Joel Miller, director of global military sales for Barrett Firearms, talked with Military Times at this year’s Shooting, Hunting and Outdoor Trade Show here about both weapon systems and some changes to a venerable long-distance shooting platform.
Miller said that the MRAD contract for the Department of Defense, which is for an undisclosed number of rifles in .300 PRC, emerged from work on other government programs — the Precision Sniper Rifle and, later, the Advanced Sniper Rifle programs.
Special Operations Command also is seeking sources for a new Advanced Sniper Rifle.
The ASR program asked industry to give the military a bolt-action sniper rifle that could be chambered in .338 Norma Magnum, .300 NM and 7.62mm NATO, with a platform for engagements beyond 1,500 meters.
The rounds give shooters different mission options, from anti-materiel to anti-personnel to training scenarios.
The MRAD has all three, changeable at the operator level, Miller said.
The contract award does not specify how many rifles the company will build or which entity within the Defense Department will be receiving them. Miller couldn’t provide any further details.
But the ASR program continues and will soon enter phase II testing, which could be within the next three months. That will replace existing SOCOM sniper rifles.

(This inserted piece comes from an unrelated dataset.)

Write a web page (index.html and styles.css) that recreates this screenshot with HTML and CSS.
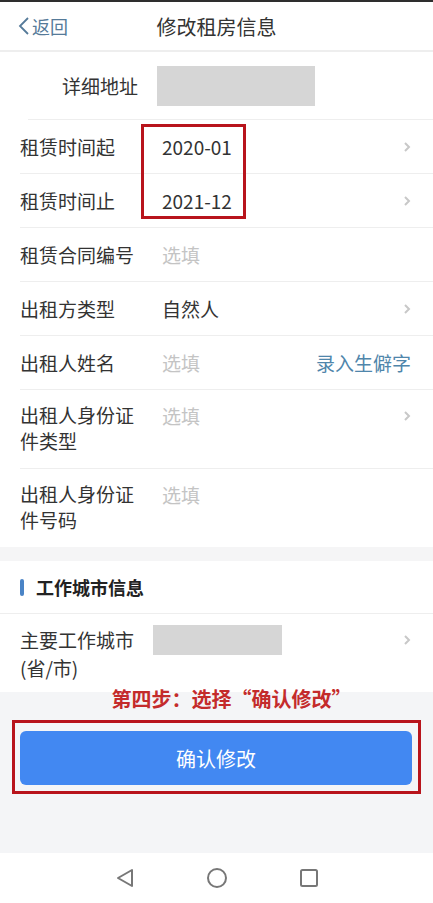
FILE: index.html
```html
<!DOCTYPE html>
<html lang="zh-CN">
<head>
  <meta charset="UTF-8" />
  <meta name="viewport" content="width=device-width, initial-scale=1.0"/>
  <title>修改租房信息</title>
  <link rel="stylesheet" href="styles.css">
</head>
<body>

<div class="topline"></div>

<header>
  <a class="back" href="#">
    <svg width="12" height="18" viewBox="0 0 12 18"><polyline points="10,1 2,9 10,17" fill="none" stroke="#557a99" stroke-width="1.8"/></svg>
    <span>返回</span>
  </a>
  <h1>修改租房信息</h1>
</header>

<div class="list first-list">
  <div class="row row-addr">
    <span class="label addr-label">详细地址</span>
    <div class="blur-box"></div>
  </div>

  <div class="row">
    <span class="label">租赁时间起</span>
    <span class="value">2020-01</span>
    <span class="arrow"><svg width="8" height="12" viewBox="0 0 8 12"><polyline points="2,2 6,6 2,10" fill="none" stroke="#c8c8c8" stroke-width="2"/></svg></span>
  </div>

  <div class="row">
    <span class="label">租赁时间止</span>
    <span class="value">2021-12</span>
    <span class="arrow"><svg width="8" height="12" viewBox="0 0 8 12"><polyline points="2,2 6,6 2,10" fill="none" stroke="#c8c8c8" stroke-width="2"/></svg></span>
  </div>

  <div class="row">
    <span class="label">租赁合同编号</span>
    <span class="value placeholder">选填</span>
  </div>

  <div class="row">
    <span class="label">出租方类型</span>
    <span class="value">自然人</span>
    <span class="arrow"><svg width="8" height="12" viewBox="0 0 8 12"><polyline points="2,2 6,6 2,10" fill="none" stroke="#c8c8c8" stroke-width="2"/></svg></span>
  </div>

  <div class="row">
    <span class="label">出租人姓名</span>
    <span class="value placeholder">选填</span>
    <a class="link" href="#">录入生僻字</a>
  </div>

  <div class="row row-tall">
    <span class="label narrow">出租人身份证件类型</span>
    <span class="value placeholder">选填</span>
    <span class="arrow"><svg width="8" height="12" viewBox="0 0 8 12"><polyline points="2,2 6,6 2,10" fill="none" stroke="#c8c8c8" stroke-width="2"/></svg></span>
  </div>

  <div class="row row-tall last">
    <span class="label narrow">出租人身份证件号码</span>
    <span class="value placeholder">选填</span>
  </div>

  <!-- annotation box drawn over the two date rows -->
  <div class="date-mark"></div>
</div>

<div class="gap"></div>

<div class="section-title">
  <span class="bar"></span>
  <span>工作城市信息</span>
</div>

<div class="list">
  <div class="row row-city last">
    <span class="label narrow">主要工作城市(省/市)</span>
    <div class="blur-box city-box"></div>
    <span class="arrow"><svg width="8" height="12" viewBox="0 0 8 12"><polyline points="2,2 6,6 2,10" fill="none" stroke="#c8c8c8" stroke-width="2"/></svg></span>
  </div>
</div>

<div class="bottom">
  <p class="note">第四步：选择“确认修改”</p>
  <div class="mark">
    <button type="button">确认修改</button>
  </div>
</div>

<nav class="navbar">
  <svg width="22" height="22" viewBox="0 0 22 22"><polygon points="18,3 18,19 4,11" fill="none" stroke="#777" stroke-width="2" stroke-linejoin="round"/></svg>
  <svg width="22" height="22" viewBox="0 0 22 22"><circle cx="11" cy="11" r="9" fill="none" stroke="#777" stroke-width="2"/></svg>
  <svg width="22" height="22" viewBox="0 0 22 22"><rect x="3" y="3" width="16" height="16" rx="1.5" fill="none" stroke="#777" stroke-width="2"/></svg>
</nav>

</body>
</html>
```

FILE: styles.css
```css
body {
  font-family: "Noto Sans CJK SC", "Noto Sans", sans-serif;
  background-color: #fff;
  color: #333;
  margin: 0;
  padding: 0;
  width: 433px;
}
.topline {
  height: 2px;
  background: #2e2e2e;
}
header {
  height: 48px;
  display: flex;
  align-items: center;
  justify-content: center;
  position: relative;
  border-bottom: 2px solid #eeeeee;
}
header h1 {
  margin: 0;
  font-size: 20px;
  font-weight: normal;
  color: #333;
}
.back {
  position: absolute;
  left: 18px;
  top: 0;
  height: 48px;
  display: flex;
  align-items: center;
  gap: 2px;
  color: #557a99;
  font-size: 18px;
  text-decoration: none;
}
.list {
  background: #fff;
}
.first-list {
  position: relative;
}
.date-mark {
  position: absolute;
  left: 141px;
  top: 72px;
  width: 99px;
  height: 89px;
  border: 3px solid #b8141c;
}
.row {
  display: flex;
  align-items: center;
  min-height: 53px;
  margin-left: 20px;
  padding-right: 22px;
  border-bottom: 1px solid #eeeeee;
  font-size: 19px;
}
.row.last {
  border-bottom: none;
}
.row-addr {
  min-height: 67px;
  margin-left: 28px;
}
.label {
  width: 142px;
  flex-shrink: 0;
  color: #333;
  line-height: 26px;
}
.addr-label {
  width: 129px;
  padding-left: 34px;
  box-sizing: border-box;
}
.label.narrow {
  width: 118px;
  margin-right: 24px;
}
.value {
  flex: 1;
  color: #333;
}
.placeholder {
  color: #c4c4c4;
}
.arrow {
  display: flex;
  align-items: center;
}
.link {
  color: #4f86ab;
  text-decoration: none;
}
.row-tall {
  align-items: flex-start;
  padding-top: 12px;
  padding-bottom: 14px;
  min-height: 0;
}
.row-tall .arrow {
  padding-top: 8px;
}
.blur-box {
  width: 158px;
  height: 40px;
  background: #d6d6d6;
}
.gap {
  height: 14px;
  background: #f5f5f6;
}
.section-title {
  display: flex;
  align-items: center;
  gap: 12px;
  height: 52px;
  padding-left: 20px;
  font-size: 18px;
  font-weight: bold;
  color: #222;
  border-bottom: 1px solid #eeeeee;
}
.bar {
  width: 4px;
  height: 17px;
  border-radius: 2px;
  background: #4a84c6;
}
.row-city {
  align-items: flex-start;
  padding-top: 12px;
  padding-bottom: 10px;
  line-height: 28px;
}
.row-city .label {
  line-height: 28px;
  margin-right: 15px;
}
.city-box {
  width: 129px;
  height: 30px;
  margin-top: -1px;
  flex: none;
}
.row-city .arrow {
  margin-left: auto;
  padding-top: 8px;
}
.bottom {
  background: #f4f5f7;
  height: 161px;
  padding-top: 1px;
  box-sizing: border-box;
}
.note {
  margin: -6px 0 0;
  text-align: center;
  font-size: 20px;
  font-weight: bold;
  color: #c42b2b;
  line-height: 24px;
  padding-left: 30px;
}
.mark {
  margin: 9px 12px 0 12px;
  border: 3px solid #b8141c;
  padding: 8px 6px 6px 5px;
}
button {
  display: block;
  width: 100%;
  height: 54px;
  border: none;
  border-radius: 6px;
  background: #4288f2;
  color: #fff;
  font-family: inherit;
  font-size: 20px;
}
.navbar {
  height: 50px;
  background: #fff;
  display: flex;
  justify-content: center;
  align-items: center;
  gap: 70px;
}
```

The .338 NM is quickly becoming a round of choice, as it’s also the caliber of lightweight medium machine gun that Special Operations Command is seeking from industry. Ballistics experts compare its range and lethality to that of the .50-caliber M2 machine gun but in a much lighter weapon and ammo package.
And as far as .50-caliber weapons go, none other than the Browning M2 has quite the recognizability factor as the Barrett sniper rifle, in service since the early 1990s.
But even that tech needs updating, which is what Barrett has done.
The company won an $8 million contact for the manufacture of M107A1, M107 and M82A1M, Caliber .50 Long Range Sniper Rifle systems with scopes, suppressors and spare parts kits, according to Barrett.
The upgraded rifle, M107A1, comes with the following features: Lightweight aluminum upper receiver with integral 23-inch, 27 MOA M1913 optics rail, 20-inch or 29-inch barrel with fully chrome-lined chamber and bore, 10-round steel magazine with cartridge witness indicators, and anti-corrosive coating.
Using the aluminum upper receiver, the newer version weighs in at 27 pounds, or 5 pounds lighter than the legacy system, Miller said.
They’ve also redesigned the muzzle brake from the legacy system so it can fit a suppressor.